The Gospel narrative mentioned only one visit of Jesus to Jerusalem.  Jesus’ comment how often would suggest that he had ministered there on more than one occasion.  Matthew did not choose to edit out the anomaly.

The claim that your dwelling will be left empty referred to the city’s destruction – or more specifically, perhaps, to the Temple’s – by the Roman armies.  The confidence behind the assertion was due to the hindsight enjoyed by Matthew’s community.  The phrase echoed a prophecy given through Jeremiah:

 “..if you will not heed these words,
I swear by myself, says the Lord,
that this house shall become a desolation [Jeremiah 22:5].
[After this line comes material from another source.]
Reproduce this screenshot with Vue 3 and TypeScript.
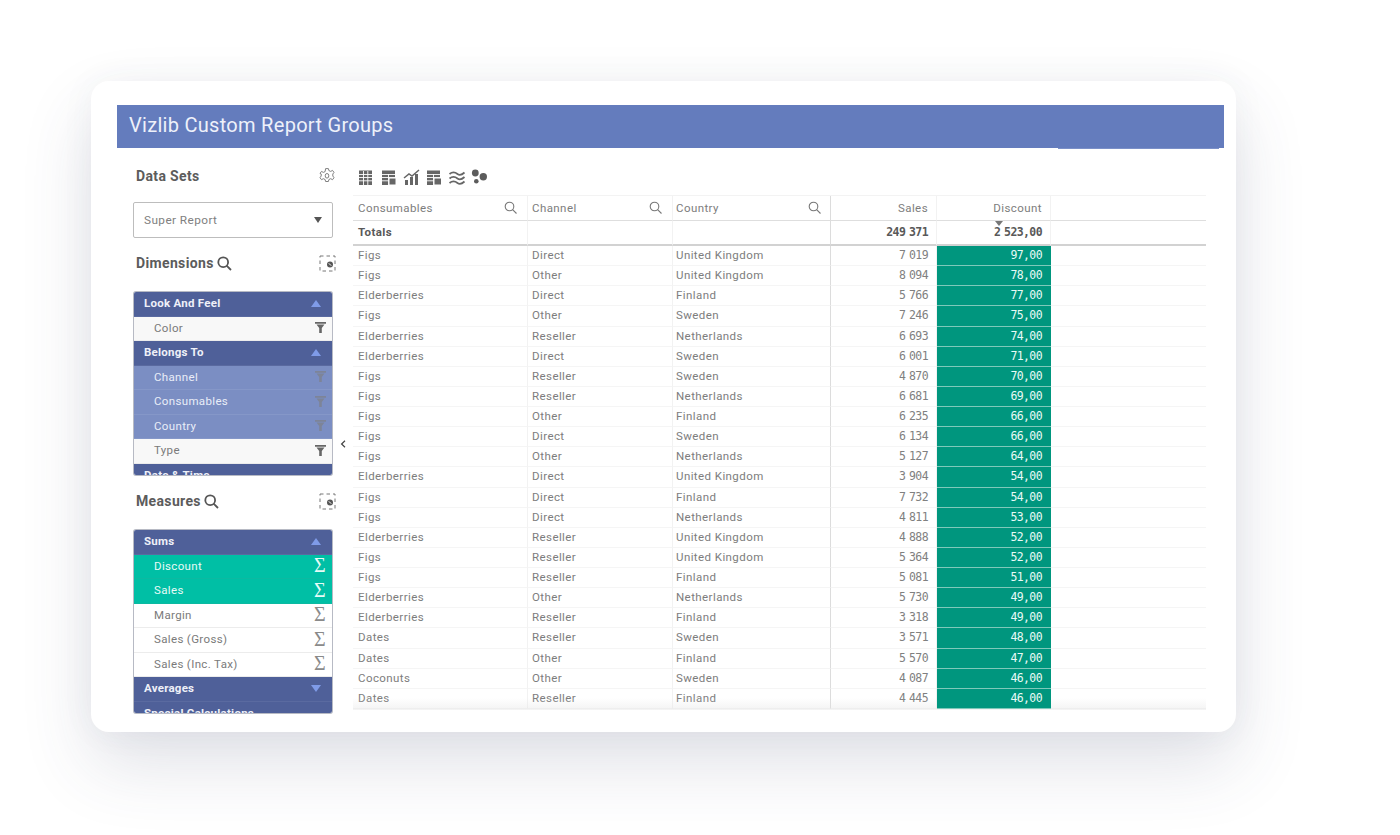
<script setup lang="ts">
interface Row { a: string; b: string; c: string; s: string; d: string }
const raw: string[] = [
  'Figs|Direct|United Kingdom|7 019|97,00',
  'Figs|Other|United Kingdom|8 094|78,00',
  'Elderberries|Direct|Finland|5 766|77,00',
  'Figs|Other|Sweden|7 246|75,00',
  'Elderberries|Reseller|Netherlands|6 693|74,00',
  'Elderberries|Direct|Sweden|6 001|71,00',
  'Figs|Reseller|Sweden|4 870|70,00',
  'Figs|Reseller|Netherlands|6 681|69,00',
  'Figs|Other|Finland|6 235|66,00',
  'Figs|Direct|Sweden|6 134|66,00',
  'Figs|Other|Netherlands|5 127|64,00',
  'Elderberries|Direct|United Kingdom|3 904|54,00',
  'Figs|Direct|Finland|7 732|54,00',
  'Figs|Direct|Netherlands|4 811|53,00',
  'Elderberries|Reseller|United Kingdom|4 888|52,00',
  'Figs|Reseller|United Kingdom|5 364|52,00',
  'Figs|Reseller|Finland|5 081|51,00',
  'Elderberries|Other|Netherlands|5 730|49,00',
  'Elderberries|Reseller|Finland|3 318|49,00',
  'Dates|Reseller|Sweden|3 571|48,00',
  'Dates|Other|Finland|5 570|47,00',
  'Coconuts|Other|Sweden|4 087|46,00',
  'Dates|Reseller|Finland|4 445|46,00',
]
const rows: Row[] = raw.map((l) => {
  const [a, b, c, s, d] = l.split('|')
  return { a, b, c, s, d }
})
const dims = [
  { t: 'Look And Feel', h: true, up: true },
  { t: 'Color' },
  { t: 'Belongs To', h: true, up: true },
  { t: 'Channel', sel: true },
  { t: 'Consumables', sel: true },
  { t: 'Country', sel: true },
  { t: 'Type' },
  { t: 'Date & Time', h: true, up: true },
]
const meas = [
  { t: 'Sums', h: true, up: true },
  { t: 'Discount', on: true },
  { t: 'Sales', on: true },
  { t: 'Margin' },
  { t: 'Sales (Gross)' },
  { t: 'Sales (Inc. Tax)' },
  { t: 'Averages', h: true, up: false },
  { t: 'Special Calculations', h: true, up: false },
]
</script>

<template>
  <div class="page">
    <div class="card">
      <div class="title">Vizlib Custom Report Groups<span class="title-strip"></span></div>
      <div class="body">
        <aside class="left">
          <div class="sec sec-data">
            <span>Data Sets</span>
            <svg class="gear" width="18" height="18" viewBox="0 0 18 18" fill="none" stroke="#808080" stroke-width="1">
              <path d="M7.600 1.600h2.800l.5 2 1.800.8 1.800-1 1.500 2-1.200 1.600v2l1.200 1.700-1.500 2-1.800-1-1.800.8-.5 2H7.600l-.5-2-1.800-.8-1.800 1-1.500-2 1.200-1.700v-2L2 6.400l1.500-2 1.800 1 1.800-.8z"/>
              <ellipse cx="9" cy="8.800" rx="1.800" ry="2.300"/>
            </svg>
          </div>
          <div class="select"><span>Super Report</span><i class="tri-down"></i></div>
          <div class="sec sec-dim">
            <span class="sec-name">Dimensions
              <svg width="15" height="15" viewBox="0 0 15 15" fill="none" stroke="#555" stroke-width="1.800"><circle cx="6.200" cy="6.200" r="4.900"/><path d="M9.600 9.600L14 14"/></svg>
            </span>
            <svg class="dash" width="17" height="17" viewBox="0 0 17 17" fill="none"><rect x="1" y="1" width="15" height="15" stroke="#777" stroke-dasharray="3.500 3"/><circle cx="11" cy="9.500" r="3" fill="#555"/><path d="M9.800 8.300l2.400 2.400" stroke="#fff"/></svg>
          </div>
          <div class="list list-dim">
            <div v-for="d in dims" :key="d.t" class="item" :class="{ head: d.h, sel: d.sel }">
              <span>{{ d.t }}</span>
              <i v-if="d.h" :class="d.up ? 'tri-up' : 'tri-dn'"></i>
              <svg v-else class="funnel" width="11" height="11" viewBox="0 0 11 11"><path d="M0 0h11v1.800H0zM1.500 2.600h8L6.800 6v5H4.200V6z" /></svg>
            </div>
          </div>
          <div class="sec sec-mea">
            <span class="sec-name">Measures
              <svg width="15" height="15" viewBox="0 0 15 15" fill="none" stroke="#555" stroke-width="1.800"><circle cx="6.200" cy="6.200" r="4.900"/><path d="M9.600 9.600L14 14"/></svg>
            </span>
            <svg class="dash" width="17" height="17" viewBox="0 0 17 17" fill="none"><rect x="1" y="1" width="15" height="15" stroke="#777" stroke-dasharray="3.500 3"/><circle cx="11" cy="9.500" r="3" fill="#555"/><path d="M9.800 8.300l2.400 2.400" stroke="#fff"/></svg>
          </div>
          <div class="list list-mea">
            <div v-for="m in meas" :key="m.t" class="item" :class="{ head: m.h, on: m.on }">
              <span>{{ m.t }}</span>
              <i v-if="m.h" :class="m.up ? 'tri-up' : 'tri-dn'"></i>
              <b v-else class="sigma">Σ</b>
            </div>
          </div>
        </aside>
        <div class="mid"><svg width="6" height="8" viewBox="0 0 6 8" fill="none" stroke="#444" stroke-width="1.200"><path d="M5 .8L1.600 4 5 7.200"/></svg></div>
        <main class="right">
          <div class="tools">
            <svg width="131" height="22" viewBox="0 0 131 22" fill="#666">
              <g><rect x="1" y="3.500" width="13" height="14.500"/><path d="M1 7.500h13M1 10.500h13M1 13.800h13M5.500 4v14M9.800 4v14" stroke="#fff" stroke-width=".9"/></g>
              <g transform="translate(24 0)"><rect x="0" y="3.500" width="13" height="14.500"/><path d="M0 7.500h13M0 10.500h13M0 13.800h7M6.500 7v11" stroke="#fff" stroke-width=".9"/><rect x="7" y="11" width="7" height="7" stroke="#fff" stroke-width="1"/></g>
              <g transform="translate(46 0)"><path d="M1 18v-5h3v5zM6 18v-8h3v8zM11 18V7h3v11z"/><path d="M0 11l5-4 3 2 7-6" fill="none" stroke="#666" stroke-width="1.500"/></g>
              <g transform="translate(69 0)"><rect x="0" y="3.500" width="13" height="14.500"/><path d="M0 7.500h13M0 10.500h13M0 13.800h7M6.500 7v11" stroke="#fff" stroke-width=".9"/><rect x="7" y="11" width="7.500" height="7" stroke="#fff" stroke-width="1"/></g>
              <g transform="translate(91 0)" fill="none" stroke="#666" stroke-width="1.700"><path d="M.5 7c3-2.500 5-2.500 8 0 2 1.500 4 1.200 7-1.500M.5 11.500c3-2.500 5-2.500 8 0 2 1.500 4 1.200 7-1.500M.5 16c3-2.500 5-2.500 8 0 2 1.500 4 1.200 7-1.500"/></g>
              <g transform="translate(114 0)" fill="#5c5c5c"><circle cx="3.300" cy="6" r="3.400"/><circle cx="11.300" cy="9.700" r="3.700"/><circle cx="4.300" cy="14.300" r="2.300"/></g>
            </svg>
          </div>
          <div class="table">
            <div class="tr th">
              <div class="td">Consumables<svg class="mag" width="13" height="13" viewBox="0 0 13 13" fill="none" stroke="#777" stroke-width="1.100"><circle cx="5.500" cy="5.500" r="4.300"/><path d="M8.600 8.600L12.500 12.500"/></svg></div>
              <div class="td">Channel<svg class="mag" width="13" height="13" viewBox="0 0 13 13" fill="none" stroke="#777" stroke-width="1.100"><circle cx="5.500" cy="5.500" r="4.300"/><path d="M8.600 8.600L12.500 12.500"/></svg></div>
              <div class="td">Country<svg class="mag" width="13" height="13" viewBox="0 0 13 13" fill="none" stroke="#777" stroke-width="1.100"><circle cx="5.500" cy="5.500" r="4.300"/><path d="M8.600 8.600L12.500 12.500"/></svg></div>
              <div class="td num-h">Sales</div>
              <div class="td num-h">Discount</div>
              <div class="td end"></div>
            </div>
            <div class="tr tot">
              <div class="td">Totals</div>
              <div class="td"></div>
              <div class="td"></div>
              <div class="td num">249 371</div>
              <div class="td num sorted"><i class="sort"></i>2 523,00</div>
              <div class="td end"></div>
            </div>
            <div v-for="(r, i) in rows" :key="i" class="tr row">
              <div class="td">{{ r.a }}</div>
              <div class="td">{{ r.b }}</div>
              <div class="td">{{ r.c }}</div>
              <div class="td num">{{ r.s }}</div>
              <div class="td num green">{{ r.d }}</div>
              <div class="td end"></div>
            </div>
            <div class="fade"></div>
          </div>
        </main>
      </div>
    </div>
  </div>
</template>

<style>
html, body { margin: 0; background: #fff; }
</style>

<style scoped>
.page {
  width: 1400px;
  height: 835px;
  box-sizing: border-box;
  padding: 81px 0 0 91px;
  overflow: hidden;
  background: #fff;
  font-family: Roboto, sans-serif;
  color: #666;
}
.card {
  width: 1145px;
  height: 651px;
  box-sizing: border-box;
  padding: 24px 12px 0 26px;
  background: #fff;
  border-radius: 18px;
  box-shadow: 0 32px 70px rgba(60, 70, 105, 0.16), 0 0 34px rgba(60, 70, 105, 0.05);
}
.title {
  position: relative;
  height: 43px;
  line-height: 40px;
  padding-left: 12px;
  background: #647cbd;
  color: #eef1fa;
  font-size: 20px;
  letter-spacing: .29px;
}
.title-strip {
  position: absolute;
  left: 941px;
  right: 5px;
  bottom: -1px;
  height: 1px;
  background: #7b90c8;
}
.body {
  display: flex;
  padding-left: 16px;
}
.left { width: 200px; flex: none; }
.mid {
  width: 20px;
  flex: none;
  padding-top: 285px;
  box-sizing: border-box;
  text-align: center;
}
.right { width: 853px; flex: none; }

.sec {
  display: flex;
  align-items: center;
  justify-content: space-between;
  padding: 0 0 0 3px;
  margin-right: -3px;
  font-weight: 700;
  font-size: 14px;
  color: #5c5c5c;
  letter-spacing: .35px;
}
.sec-name { display: inline-flex; align-items: center; gap: 3px; }
.sec-data { height: 20px; margin-top: 18px; }
.sec-dim { height: 20px; margin-top: 15px; }
.sec-mea { height: 20px; margin-top: 16px; }
.select {
  margin-top: 16px;
  height: 36px;
  box-sizing: border-box;
  display: flex;
  align-items: center;
  justify-content: space-between;
  padding: 0 10px 1px;
  border: 1px solid #bdbdbd;
  border-radius: 2px;
  font-size: 11.800px;
  letter-spacing: .42px;
  color: #808080;
}
.tri-down {
  width: 0; height: 0;
  border-left: 4.500px solid transparent;
  border-right: 4.500px solid transparent;
  border-top: 6px solid #555;
}
.list {
  margin: 0 1px;
  border-radius: 2px;
  overflow: hidden;
  background: #fff;
  box-shadow: 0 0 0 1px #b7bac4;
}
.list-dim { height: 183px; margin-top: 19px; }
.list-mea { height: 183px; margin-top: 19px; }
.item {
  height: 24.500px;
  box-sizing: border-box;
  display: flex;
  align-items: center;
  justify-content: space-between;
  padding: 0 6px 1px 20px;
  font-size: 11.500px;
  letter-spacing: .35px;
  color: #7a7a7a;
  background: #fff;
  border-bottom: 1px solid #ececec;
}
.item:last-child i { visibility: hidden; }
.list-dim .item:not(.head):not(.sel) { background: #f8f8f8; }
.item.head {
  padding: 0 11px 1px 10px;
  background: #4f6099;
  color: #eef0f8;
  font-weight: 700;
  font-size: 11.500px;
  letter-spacing: .25px;
  border-bottom: 1px solid #5a6aa0;
}
.item.sel {
  background: #7b8ec3;
  color: #e9edf8;
  border-bottom: 1px solid #8597c8;
}
.item.on {
  background: #00bfa5;
  color: #e6fbf7;
  border-bottom: 1px solid #0cb9a1;
}
.funnel { fill: #666; }
.item.sel .funnel { fill: #7d8498; }
.tri-up, .tri-dn {
  width: 0; height: 0;
  border-left: 5px solid transparent;
  border-right: 5px solid transparent;
}
.tri-up { border-bottom: 7px solid #7f9be8; }
.tri-dn { border-top: 7px solid #7f9be8; }
.sigma {
  font-family: "Liberation Serif", serif;
  font-weight: 400;
  font-size: 20px;
  line-height: 19px;
  color: #8a8a8a;
}
.item.on .sigma { color: #e6fbf7; }

.tools {
  height: 47px;
  box-sizing: border-box;
  padding: 19px 0 0 0;
}
.tools svg { display: block; margin-left: 5px; height: 22px; }
.table { position: relative; height: 514px; overflow: hidden; border-top: 1px solid #f3f3f3; }
.tr {
  display: grid;
  grid-template-columns: 175px 145px 158px 106px 114px 1fr;
  font-size: 11.500px;
  letter-spacing: .42px;
  color: #7d7d7d;
}
.td {
  display: flex;
  align-items: center;
  box-sizing: border-box;
  padding: 0 4px 1px 5px;
  border-right: 1px solid #f2f2f2;
  border-bottom: 1px solid #f5f5f5;
  white-space: nowrap;
}
.tr .td:nth-child(2) { padding-left: 4px; }
.tr .td:nth-child(3) { padding-left: 3px; border-right-color: #dcdcdc; }
.td.end { border-right: 0; }
.th { height: 25px; }
.th .td { border-bottom-color: #dedede; justify-content: space-between; padding-right: 10px; }
.th .td:nth-child(3) { padding-right: 9px; }
.th .td.num-h { justify-content: flex-end; padding-right: 8px; }
.tot { height: 25px; }
.tot .td { border-bottom: 2px solid #d2d2d2; font-weight: 700; color: #595959; }
.row { height: 20.140px; }
.td.num {
  justify-content: flex-end;
  padding-right: 8px;
  font-family: "DejaVu Sans Mono", monospace;
  font-size: 11.500px;
  letter-spacing: -.6px;
  word-spacing: -2.500px;
  color: #808080;
}
.tot .td.num { font-weight: 700; color: #595959; }
.td.green {
  position: relative;
  z-index: 1;
  padding-right: 9px;
  background: #00967e;
  color: #e8faf6;
  border-right: 0;
  border-bottom: 1px solid #7ec9ba;
}
.sorted { position: relative; }
.sort {
  position: absolute;
  left: 58px;
  top: 0;
  width: 0; height: 0;
  border-left: 4px solid transparent;
  border-right: 4px solid transparent;
  border-top: 5px solid #777;
}
.fade {
  position: absolute;
  left: 0; right: 0; bottom: 0;
  height: 12px;
  background: linear-gradient(to bottom, rgba(225,225,225,0), rgba(225,225,225,.4));
  pointer-events: none;
}
</style>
The city’s fate confirmed the observation made earlier by Jesus (when Pharisees had maintained that he acted by the power of Beelzebul): every … household divided against itself cannot endure [12.25

39 For I tell you, from now on you shall not see me until you say,
‘Blessed is he who comes in the name of the Lord’."

To what was Jesus referring?  The crowds had already greeted Jesus with those words on his entry into Jerusalem [21:9].  Some scholars wonder whether Matthew hoped for an eventual conversion of the Jewish people as a whole (the crowds) at the end of the age.  The phrase would forecast their salvation: Israel would not be rejected forever.